Gene Keenan winked. Later, when herself was dancing with one of the drummers, the Commissioner reported to me.

“The kid with the knife is a nutcase, Dermot. They just let him out of a home. He thinks he’s St. Patrick and has a mission to purify Ireland. Your man’s little diatribe up beyond set him off.”

“You should put Father Placid in a home, too.”

“I don’t think they’d take him. … Seriously, he couldn’t have done too much damage with a blunt nail file, not with our secret weapon and your wife’s harp.”

“It looks like we’re stuck with the secret weapon.”

Fiona was curled up in the corner of the party, sleeping the sleep of the just.

“You’re welcome to her, God knows. … Still, Dermot …”

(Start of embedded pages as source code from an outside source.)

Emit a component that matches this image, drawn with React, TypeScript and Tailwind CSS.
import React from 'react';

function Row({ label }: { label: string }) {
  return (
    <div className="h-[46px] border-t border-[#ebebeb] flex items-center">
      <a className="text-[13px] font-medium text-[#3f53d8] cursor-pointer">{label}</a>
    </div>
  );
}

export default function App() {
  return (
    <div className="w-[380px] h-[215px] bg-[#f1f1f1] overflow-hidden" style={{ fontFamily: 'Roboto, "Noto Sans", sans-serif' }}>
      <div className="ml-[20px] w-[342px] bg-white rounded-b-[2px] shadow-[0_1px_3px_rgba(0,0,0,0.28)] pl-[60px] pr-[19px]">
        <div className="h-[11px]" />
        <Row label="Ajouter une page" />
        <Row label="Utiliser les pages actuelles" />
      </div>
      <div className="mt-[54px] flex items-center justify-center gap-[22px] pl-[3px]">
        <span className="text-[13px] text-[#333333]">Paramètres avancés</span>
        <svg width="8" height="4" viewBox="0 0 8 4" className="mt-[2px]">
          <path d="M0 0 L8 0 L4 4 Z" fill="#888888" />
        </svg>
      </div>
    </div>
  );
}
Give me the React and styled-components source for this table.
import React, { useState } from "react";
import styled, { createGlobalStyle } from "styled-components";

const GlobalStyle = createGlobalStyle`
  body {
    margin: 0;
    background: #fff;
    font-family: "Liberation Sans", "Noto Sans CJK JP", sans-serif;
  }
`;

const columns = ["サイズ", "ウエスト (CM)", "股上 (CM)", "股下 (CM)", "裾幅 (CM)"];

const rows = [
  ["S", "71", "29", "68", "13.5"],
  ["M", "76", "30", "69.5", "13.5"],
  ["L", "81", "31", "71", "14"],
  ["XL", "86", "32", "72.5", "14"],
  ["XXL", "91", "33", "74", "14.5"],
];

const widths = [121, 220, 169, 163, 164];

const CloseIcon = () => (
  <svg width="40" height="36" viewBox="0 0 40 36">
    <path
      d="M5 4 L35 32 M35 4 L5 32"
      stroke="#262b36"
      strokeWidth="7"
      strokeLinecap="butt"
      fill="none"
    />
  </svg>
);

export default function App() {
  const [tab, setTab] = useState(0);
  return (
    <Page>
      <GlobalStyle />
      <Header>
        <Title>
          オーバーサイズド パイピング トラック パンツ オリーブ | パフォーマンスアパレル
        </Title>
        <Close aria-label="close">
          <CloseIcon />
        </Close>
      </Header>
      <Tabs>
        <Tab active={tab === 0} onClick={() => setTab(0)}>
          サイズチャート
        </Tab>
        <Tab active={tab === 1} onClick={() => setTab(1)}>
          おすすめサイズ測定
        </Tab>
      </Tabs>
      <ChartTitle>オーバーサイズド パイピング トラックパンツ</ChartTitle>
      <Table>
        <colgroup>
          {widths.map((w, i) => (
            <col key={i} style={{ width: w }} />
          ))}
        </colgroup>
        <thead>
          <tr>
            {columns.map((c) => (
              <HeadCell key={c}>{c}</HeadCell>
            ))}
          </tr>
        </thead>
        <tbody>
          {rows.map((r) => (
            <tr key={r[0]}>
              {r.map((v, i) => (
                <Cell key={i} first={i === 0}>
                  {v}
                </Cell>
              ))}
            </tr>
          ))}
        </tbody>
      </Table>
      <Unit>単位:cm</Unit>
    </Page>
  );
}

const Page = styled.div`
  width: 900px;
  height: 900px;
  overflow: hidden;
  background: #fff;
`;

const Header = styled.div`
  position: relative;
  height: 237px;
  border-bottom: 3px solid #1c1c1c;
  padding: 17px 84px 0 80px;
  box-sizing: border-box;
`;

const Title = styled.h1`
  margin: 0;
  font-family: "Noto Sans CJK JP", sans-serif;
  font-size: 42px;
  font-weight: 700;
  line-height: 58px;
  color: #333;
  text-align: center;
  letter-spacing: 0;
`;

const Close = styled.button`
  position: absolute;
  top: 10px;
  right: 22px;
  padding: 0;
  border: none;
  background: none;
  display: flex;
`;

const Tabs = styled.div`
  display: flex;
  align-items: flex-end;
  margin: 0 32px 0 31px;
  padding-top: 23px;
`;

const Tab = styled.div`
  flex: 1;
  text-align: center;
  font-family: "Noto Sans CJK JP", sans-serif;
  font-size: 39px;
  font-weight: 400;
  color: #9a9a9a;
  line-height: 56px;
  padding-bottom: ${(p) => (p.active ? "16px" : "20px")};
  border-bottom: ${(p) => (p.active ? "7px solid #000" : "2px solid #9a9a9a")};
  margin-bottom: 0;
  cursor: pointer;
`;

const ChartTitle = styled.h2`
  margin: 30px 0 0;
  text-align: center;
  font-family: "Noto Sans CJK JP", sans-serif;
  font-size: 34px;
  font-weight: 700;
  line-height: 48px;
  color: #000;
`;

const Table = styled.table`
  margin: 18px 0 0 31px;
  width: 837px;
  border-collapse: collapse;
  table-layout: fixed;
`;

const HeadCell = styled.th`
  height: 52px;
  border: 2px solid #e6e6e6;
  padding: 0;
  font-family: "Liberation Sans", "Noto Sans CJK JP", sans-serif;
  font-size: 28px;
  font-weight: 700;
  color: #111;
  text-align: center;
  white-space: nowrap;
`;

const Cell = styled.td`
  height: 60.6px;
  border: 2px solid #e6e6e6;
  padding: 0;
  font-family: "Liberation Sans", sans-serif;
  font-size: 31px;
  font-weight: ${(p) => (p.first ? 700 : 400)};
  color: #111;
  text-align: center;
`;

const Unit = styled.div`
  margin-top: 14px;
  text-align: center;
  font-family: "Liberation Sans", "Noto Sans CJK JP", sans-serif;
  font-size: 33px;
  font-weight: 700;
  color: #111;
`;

“You don’t think the kid …”

“Sean MacCarthy. …”

“Is involved with the other characters.”

“I shouldn’t think so.”

I nodded agreement. “Not very likely.”

“We managed to keep your little escapade in Thomas Street out of the media. No word from the allegedly ‘Real’ IRA about it, so it looks like they were tagalongs.”

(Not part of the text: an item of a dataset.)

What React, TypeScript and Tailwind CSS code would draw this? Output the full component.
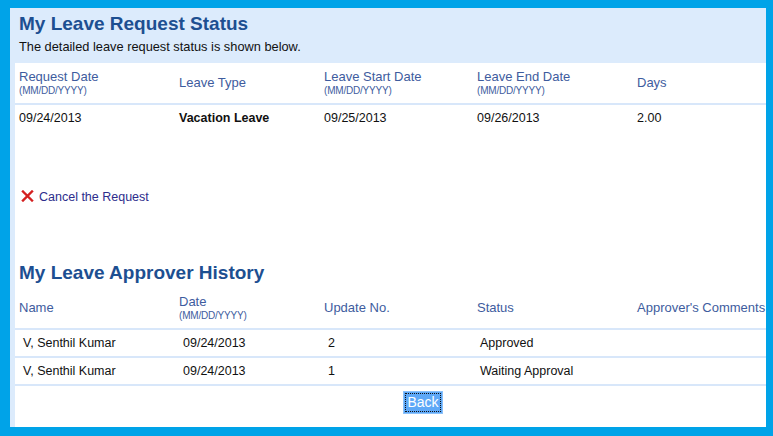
import React from "react";

const cols = "grid grid-cols-[160px_145px_153px_160px_1fr]";
const hdr = "text-[13px] leading-[16px] text-[#3e5c9e] whitespace-nowrap";
const sub = "text-[10px] leading-[12px] tracking-[-0.2px] text-[#3e5c9e] whitespace-nowrap";
const cell = "text-[12.5px] leading-[16px] text-[#111] whitespace-nowrap";

function DateHeader({ label }: { label: string }) {
  return (
    <div className="flex flex-col">
      <span className={hdr}>{label}</span>
      <span className={sub}>(MM/DD/YYYY)</span>
    </div>
  );
}

export default function App() {
  return (
    <div
      className="w-[773px] h-[436px] bg-[#00a3e8] pt-[8px] pl-[10px] pr-[7px] pb-[9px] box-border"
      style={{ fontFamily: '"Liberation Sans", Arial, sans-serif' }}
    >
      <div className="h-full flex flex-col bg-white">
        <div className="h-[55px] bg-[#dcebfc] pl-[9px] pt-[5px] shrink-0">
          <h1 className="text-[19px] font-bold leading-[22px] text-[#1d4f91]">My Leave Request Status</h1>
          <p className="mt-[4px] text-[12.8px] leading-[16px] text-[#111]">
            The detailed leave request status is shown below.
          </p>
        </div>
        <div className="flex-1 border-l-[5px] border-[#dcebfc] bg-white">
          <div className={`${cols} h-[42px] items-center pl-[4px] border-b-2 border-[#d8e7fa]`}>
            <DateHeader label="Request Date" />
            <span className={hdr}>Leave Type</span>
            <DateHeader label="Leave Start Date" />
            <DateHeader label="Leave End Date" />
            <span className={hdr}>Days</span>
          </div>
          <div className={`${cols} h-[26px] items-center pl-[4px]`}>
            <span className={cell}>09/24/2013</span>
            <span className={`${cell} font-bold`}>Vacation Leave</span>
            <span className={cell}>09/25/2013</span>
            <span className={cell}>09/26/2013</span>
            <span className={cell}>2.00</span>
          </div>
          <div className="mt-[58px] h-[16px] flex items-center pl-[6px]">
            <svg width="13" height="12" viewBox="0 0 13 12" className="mb-[3px]">
              <path d="M2 1.5 L11 10.5 M11 1.5 L2 10.5" stroke="#d42020" strokeWidth="2.4" strokeLinecap="square" />
            </svg>
            <a className="ml-[5px] text-[12.5px] leading-[16px] text-[#2d2d8c] cursor-pointer">Cancel the Request</a>
          </div>
          <h2 className="mt-[57px] pl-[4px] text-[19px] font-bold leading-[22px] text-[#1d4f91]">
            My Leave Approver History
          </h2>
          <div className={`${cols} mt-[4px] h-[42px] items-center pl-[4px] border-b-2 border-[#d8e7fa]`}>
            <span className={hdr}>Name</span>
            <DateHeader label="Date" />
            <span className={hdr}>Update No.</span>
            <span className={hdr}>Status</span>
            <span className={`${hdr} text-[12.7px]`}>Approver's Comments</span>
          </div>
          {[
            ["V, Senthil Kumar", "09/24/2013", "2", "Approved"],
            ["V, Senthil Kumar", "09/24/2013", "1", "Waiting Approval"],
          ].map((r, i) => (
            <div key={i} className={`${cols} h-[28px] items-center pl-[8px] border-b-2 border-[#d8e7fa]`}>
              <span className={cell}>{r[0]}</span>
              <span className={cell}>{r[1]}</span>
              <span className={cell}>{r[2]}</span>
              <span className={`${cell} -ml-[1px]`}>{r[3]}</span>
              <span className={cell}></span>
            </div>
          ))}
          <div className="mt-[4px] pl-[388px]">
            <button className="w-[40px] h-[23px] bg-[#5ea8f7] border border-[#8cc2fa] p-[1px] box-border">
              <div className="w-full h-full border border-dotted border-[#111] flex items-center justify-center text-[14px] leading-[14px] text-white">
                Back
              </div>
            </button>
          </div>
        </div>
      </div>
    </div>
  );
}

“That’s nice. … Do me a favor and get them anyway.”

“We’ll try. … I noticed, by the way, you didn’t have your shillelagh with you on the stage tonight.”

“No time to pick it up off the floor,” I said lamely.

His wife appeared with diet Cokes for the two of us and slipped away. She had apparently been told that her husband needed a word or two with me.

“You have a tough decision ahead of you, Dermot Michael.”

“Do I now?” I said, sipping at the Coke.

“Your wife is a beautiful and incredibly gifted young woman.”

“Funny that you should mention it, but I noticed the same thing.”

“Her performance tonight was a tour de force if I’ve ever seen one. She knows what Catholic Ireland really is because it’s all there in her Celtic soul. Your man over at Drumcondra ought to hire her to teach religion on RTE every night of the week.”

He was referring to Dublin’s hand-wringing archbishop.

“He won’t be that smart.”

“Probably not. … Incidentally, if you haven’t heard already, RTE cut off your man just as he started to talk. He has a bit of reputation, you know.”

“I didn’t know.”

“But my point is …”

He said “pint” of course.

“Yes?”

“I’m not making excuses for our failures so far. Still, the point is that she is so spectacular that she is bound to stir up resentment not only here but back in America, too. I don’t think she understands that or ever will.”

“I very much doubt that she could imagine such twisted perceptions.”

“You saw how the witches from the media treated her at the airport. They hated her because she was beautiful and brilliant and happy and had a wonderful husband.”

“Yeah?”

Wonderful, indeed!

“They had to lay off because she put them down and because she won everybody’s sympathy with that show over above at the Grand Canal. The reviews will be good tomorrow because if anyone attacks her just now they’ll be laughed off this island. But once she’s back in Chicago they’ll start in again.”

“Sick!” I exploded.

“ ’Tis all of that,” he sighed. “Envy is a great sickness.”

“Where does my decision come in?”

“Whether she goes on with her career. If she does, there will be a lot of sick people who will want to hurt her.”

That was true enough.

We both glanced across the room. Riding the crest of a wave of triumph, Nuala was dancing with her da.

“You think I can stop her?”

He shook his head sadly. “Of course not.”